** start Dataset content **

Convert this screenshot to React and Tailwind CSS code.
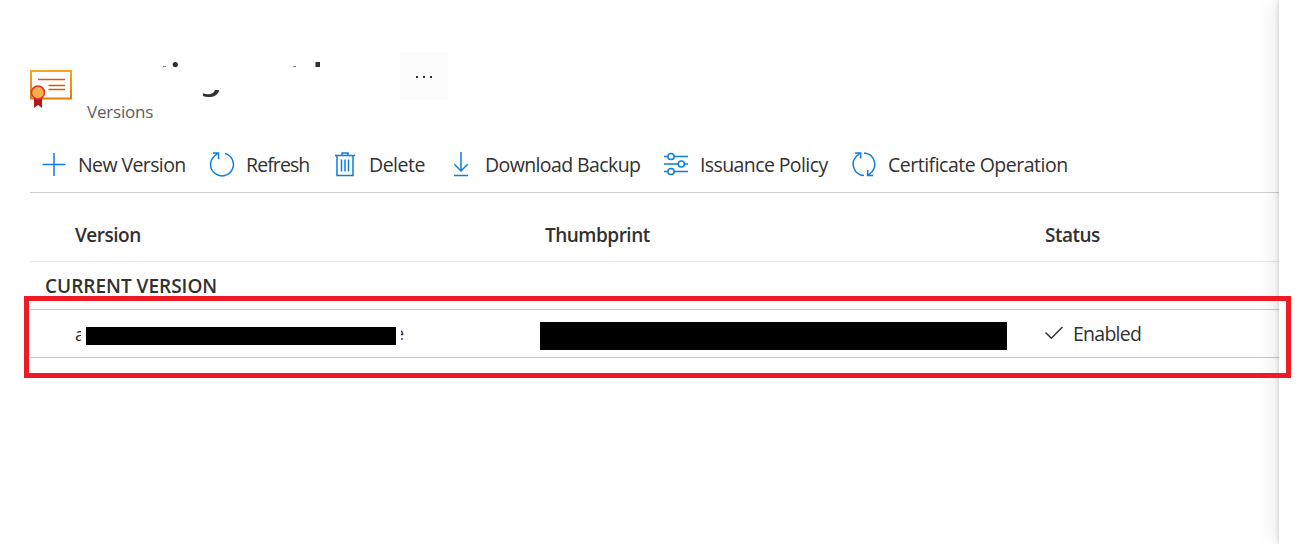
const commands = [
  { label: 'New Version', icon: 'plus', box: 'w-[168px]', gap: 'pl-[12px]', text: 'tracking-[-0.6px]' },
  { label: 'Refresh', icon: 'refresh', box: 'w-[123px]', gap: 'pl-[12px]', text: 'tracking-[-0.9px]' },
  { label: 'Delete', icon: 'trash', box: 'w-[116px]', gap: 'pl-[12px]', text: 'tracking-[-0.5px]' },
  { label: 'Download Backup', icon: 'download', box: 'w-[215px]', gap: 'pl-[12px]', text: 'tracking-[-0.6px]' },
  { label: 'Issuance Policy', icon: 'sliders', box: 'w-[188px]', gap: 'pl-[12px]', text: 'tracking-[-0.6px]' },
  { label: 'Certificate Operation', icon: 'sync', box: 'w-[240px]', gap: 'pl-[12px]', text: 'tracking-[-0.5px]' },
];

const shapes = {
  plus: <path d="M12 1v23M.5 12.500h23" />,
  refresh: <path d="M15 1.500A11.400 11.400 0 1 1 4.200 4.200L8 1M3 1h5.500v6" />,
  trash: <path d="M2 3.500h20M9 3.500V1h6v2.500M4 3.500v20h16v-20M8.500 7.500v12M12 7.500v12M15.500 7.500v12" />,
  download: <path d="M12 0v19M5.300 12.300 12 19l6.700-6.700M5 23.500h14" />,
  sliders: (
    <>
      <path d="M0 4.500h3.700M10 4.500h14M0 12h14M20.500 12H24M0 19.500h3.700M10 19.500h14" />
      <circle cx="7" cy="4.500" r="3.100" />
      <circle cx="17.300" cy="12" r="3.100" />
      <circle cx="7" cy="19.500" r="3.100" />
    </>
  ),
  sync: <path d="M12 23.600A11.400 11.400 0 0 1 4.200 4.500L8.300 1M3 1h5.700v5.500M12 1A11.400 11.400 0 0 1 19.800 20L15.700 23.500M21 23.500h-5.300V18" />,
};

function CommandIcon({ name }) {
  return (
    <svg className="mb-[2px] h-[25px] w-6 shrink-0 overflow-visible" viewBox="0 0 24 25" fill="none" stroke="#0f7edb" strokeWidth="1.500">
      {shapes[name]}
    </svg>
  );
}

function CertificateIcon() {
  return (
    <svg className="h-[40px] w-[43px]" viewBox="0 0 43 40">
      <defs>
        <linearGradient id="frame" x1="0" y1="0" x2="0" y2="1">
          <stop offset="0" stopColor="#faa21d" />
          <stop offset="1" stopColor="#e57c0b" />
        </linearGradient>
      </defs>
      <rect x="1" y="2" width="40" height="27.500" fill="#fff" stroke="url(#frame)" strokeWidth="2" />
      <path d="M8 10.500h27M18.500 16.500H35M18.500 20.500H35" stroke="#d45b09" strokeWidth="1.500" />
      <path d="M4 28h8v11l-4-3-4 3z" fill="#b3161b" />
      <circle cx="8" cy="23.500" r="6.500" fill="#ffb04d" stroke="#e0302b" strokeWidth="1.500" />
    </svg>
  );
}

function MaskedTitle() {
  return (
    <svg className="h-[40px] w-[170px]" viewBox="160 60 170 40" fill="#323130">
      <rect x="163" y="66" width="3" height="1" opacity=".6" />
      <circle cx="175.300" cy="64.600" r="2.600" />
      <rect x="293" y="66" width="3" height="1" opacity=".6" />
      <rect x="315.500" y="62" width="4.500" height="5" />
      <path d="M203 93.200v2.700c5 2 14.500 2 16.200-5.900h-4.200c-1.500 4.500-7 5-12 3.200z" />
    </svg>
  );
}

export default function App() {
  return (
    <div className="relative flex h-[544px] w-full overflow-hidden bg-white font-['Open_Sans','Noto_Sans',sans-serif] text-[#323130]">
      <main className="flex w-[1279px] shrink-0 flex-col pl-[30px]">
        <header className="flex h-[138px] shrink-0">
          <div className="pt-[69px]"><CertificateIcon /></div>
          <div className="flex w-[327px] flex-col pl-[14px] pt-[60px]">
            <div className="h-[40px] pl-[73px]"><MaskedTitle /></div>
            <p className="text-[17px] leading-6 tracking-[-0.2px] text-[#605e5c]">Versions</p>
          </div>
          <button aria-label="More" className="mt-[52px] flex h-12 w-12 items-center justify-center gap-[5px] bg-[#fcfcfc] pt-[2px]">
            <span className="h-[2px] w-[2px] bg-[#323130]" />
            <span className="h-[2px] w-[2px] bg-[#323130]" />
            <span className="h-[2px] w-[2px] bg-[#323130]" />
          </button>
        </header>
        <nav className="flex h-[55px] shrink-0 items-center border-b border-[#d2d0ce] pl-3">
          {commands.map((c) => (
            <button key={c.label} className={`flex h-full shrink-0 items-center whitespace-nowrap text-left ${c.box}`}>
              <CommandIcon name={c.icon} />
              <span className={`text-[19.500px] ${c.gap} ${c.text}`}>{c.label}</span>
            </button>
          ))}
        </nav>
        <div className="flex h-[69px] shrink-0 items-center border-b border-[#e8e8e8] pl-[45px] pt-4 text-[19px] font-semibold tracking-[-0.5px]">
          <span className="w-[470px]">Version</span>
          <span className="w-[500px]">Thumbprint</span>
          <span>Status</span>
        </div>
        <h2 className="h-[48px] shrink-0 border-b border-[#c8c8c8] pl-[15px] text-[19px] font-semibold leading-[48px]">CURRENT VERSION</h2>
        <div className="flex h-[48px] shrink-0 items-center border-b border-[#c8c8c8] pl-[45px]">
          <span className="mt-px w-[6px] overflow-hidden text-[18px]">a</span>
          <span className="ml-[5px] mt-[4px] h-[18px] w-[310px] bg-black" />
          <span className="ml-[5px] flex w-[3px] justify-end overflow-hidden text-[18px]">e</span>
          <span className="ml-[136px] mt-[4px] h-[28px] w-[467px] bg-black" />
          <svg className="mb-[2px] ml-[38px] h-[14px] w-[18px]" viewBox="0 0 18 14" fill="none" stroke="#323130" strokeWidth="1.500">
            <path d="M.5 6.500 6.300 12.300 17.500 1" />
          </svg>
          <span className="ml-[10px] text-[19.500px] tracking-[-0.75px]">Enabled</span>
        </div>
      </main>
      <aside className="h-full flex-1 bg-white shadow-[0_0_5px_rgba(0,0,0,0.18),0_0_24px_rgba(0,0,0,0.12)]" />
      <div className="pointer-events-none absolute left-[24px] top-[296px] h-[82px] w-[1267px] border-[5px] border-[#ed1c24]" />
    </div>
  );
}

** end Dataset content **

### Your instructions
Quote everything in the listing above exactly; pictures are the only thing to omit.

### Task result
Convert this screenshot to React and Tailwind CSS code.
const commands = [
  { label: 'New Version', icon: 'plus', box: 'w-[168px]', gap: 'pl-[12px]', text: 'tracking-[-0.6px]' },
  { label: 'Refresh', icon: 'refresh', box: 'w-[123px]', gap: 'pl-[12px]', text: 'tracking-[-0.9px]' },
  { label: 'Delete', icon: 'trash', box: 'w-[116px]', gap: 'pl-[12px]', text: 'tracking-[-0.5px]' },
  { label: 'Download Backup', icon: 'download', box: 'w-[215px]', gap: 'pl-[12px]', text: 'tracking-[-0.6px]' },
  { label: 'Issuance Policy', icon: 'sliders', box: 'w-[188px]', gap: 'pl-[12px]', text: 'tracking-[-0.6px]' },
  { label: 'Certificate Operation', icon: 'sync', box: 'w-[240px]', gap: 'pl-[12px]', text: 'tracking-[-0.5px]' },
];

const shapes = {
  plus: <path d="M12 1v23M.5 12.500h23" />,
  refresh: <path d="M15 1.500A11.400 11.400 0 1 1 4.200 4.200L8 1M3 1h5.500v6" />,
  trash: <path d="M2 3.500h20M9 3.500V1h6v2.500M4 3.500v20h16v-20M8.500 7.500v12M12 7.500v12M15.500 7.500v12" />,
  download: <path d="M12 0v19M5.300 12.300 12 19l6.700-6.700M5 23.500h14" />,
  sliders: (
    <>
      <path d="M0 4.500h3.700M10 4.500h14M0 12h14M20.500 12H24M0 19.500h3.700M10 19.500h14" />
      <circle cx="7" cy="4.500" r="3.100" />
      <circle cx="17.300" cy="12" r="3.100" />
      <circle cx="7" cy="19.500" r="3.100" />
    </>
  ),
  sync: <path d="M12 23.600A11.400 11.400 0 0 1 4.200 4.500L8.300 1M3 1h5.700v5.500M12 1A11.400 11.400 0 0 1 19.800 20L15.700 23.500M21 23.500h-5.300V18" />,
};

function CommandIcon({ name }) {
  return (
    <svg className="mb-[2px] h-[25px] w-6 shrink-0 overflow-visible" viewBox="0 0 24 25" fill="none" stroke="#0f7edb" strokeWidth="1.500">
      {shapes[name]}
    </svg>
  );
}

function CertificateIcon() {
  return (
    <svg className="h-[40px] w-[43px]" viewBox="0 0 43 40">
      <defs>
        <linearGradient id="frame" x1="0" y1="0" x2="0" y2="1">
          <stop offset="0" stopColor="#faa21d" />
          <stop offset="1" stopColor="#e57c0b" />
        </linearGradient>
      </defs>
      <rect x="1" y="2" width="40" height="27.500" fill="#fff" stroke="url(#frame)" strokeWidth="2" />
      <path d="M8 10.500h27M18.500 16.500H35M18.500 20.500H35" stroke="#d45b09" strokeWidth="1.500" />
      <path d="M4 28h8v11l-4-3-4 3z" fill="#b3161b" />
      <circle cx="8" cy="23.500" r="6.500" fill="#ffb04d" stroke="#e0302b" strokeWidth="1.500" />
    </svg>
  );
}

function MaskedTitle() {
  return (
    <svg className="h-[40px] w-[170px]" viewBox="160 60 170 40" fill="#323130">
      <rect x="163" y="66" width="3" height="1" opacity=".6" />
      <circle cx="175.300" cy="64.600" r="2.600" />
      <rect x="293" y="66" width="3" height="1" opacity=".6" />
      <rect x="315.500" y="62" width="4.500" height="5" />
      <path d="M203 93.200v2.700c5 2 14.500 2 16.200-5.900h-4.200c-1.500 4.500-7 5-12 3.200z" />
    </svg>
  );
}

export default function App() {
  return (
    <div className="relative flex h-[544px] w-full overflow-hidden bg-white font-['Open_Sans','Noto_Sans',sans-serif] text-[#323130]">
      <main className="flex w-[1279px] shrink-0 flex-col pl-[30px]">
        <header className="flex h-[138px] shrink-0">
          <div className="pt-[69px]"><CertificateIcon /></div>
          <div className="flex w-[327px] flex-col pl-[14px] pt-[60px]">
            <div className="h-[40px] pl-[73px]"><MaskedTitle /></div>
            <p className="text-[17px] leading-6 tracking-[-0.2px] text-[#605e5c]">Versions</p>
          </div>
          <button aria-label="More" className="mt-[52px] flex h-12 w-12 items-center justify-center gap-[5px] bg-[#fcfcfc] pt-[2px]">
            <span className="h-[2px] w-[2px] bg-[#323130]" />
            <span className="h-[2px] w-[2px] bg-[#323130]" />
            <span className="h-[2px] w-[2px] bg-[#323130]" />
          </button>
        </header>
        <nav className="flex h-[55px] shrink-0 items-center border-b border-[#d2d0ce] pl-3">
          {commands.map((c) => (
            <button key={c.label} className={`flex h-full shrink-0 items-center whitespace-nowrap text-left ${c.box}`}>
              <CommandIcon name={c.icon} />
              <span className={`text-[19.500px] ${c.gap} ${c.text}`}>{c.label}</span>
            </button>
          ))}
        </nav>
        <div className="flex h-[69px] shrink-0 items-center border-b border-[#e8e8e8] pl-[45px] pt-4 text-[19px] font-semibold tracking-[-0.5px]">
          <span className="w-[470px]">Version</span>
          <span className="w-[500px]">Thumbprint</span>
          <span>Status</span>
        </div>
        <h2 className="h-[48px] shrink-0 border-b border-[#c8c8c8] pl-[15px] text-[19px] font-semibold leading-[48px]">CURRENT VERSION</h2>
        <div className="flex h-[48px] shrink-0 items-center border-b border-[#c8c8c8] pl-[45px]">
          <span className="mt-px w-[6px] overflow-hidden text-[18px]">a</span>
          <span className="ml-[5px] mt-[4px] h-[18px] w-[310px] bg-black" />
          <span className="ml-[5px] flex w-[3px] justify-end overflow-hidden text-[18px]">e</span>
          <span className="ml-[136px] mt-[4px] h-[28px] w-[467px] bg-black" />
          <svg className="mb-[2px] ml-[38px] h-[14px] w-[18px]" viewBox="0 0 18 14" fill="none" stroke="#323130" strokeWidth="1.500">
            <path d="M.5 6.500 6.300 12.300 17.500 1" />
          </svg>
          <span className="ml-[10px] text-[19.500px] tracking-[-0.75px]">Enabled</span>
        </div>
      </main>
      <aside className="h-full flex-1 bg-white shadow-[0_0_5px_rgba(0,0,0,0.18),0_0_24px_rgba(0,0,0,0.12)]" />
      <div className="pointer-events-none absolute left-[24px] top-[296px] h-[82px] w-[1267px] border-[5px] border-[#ed1c24]" />
    </div>
  );
}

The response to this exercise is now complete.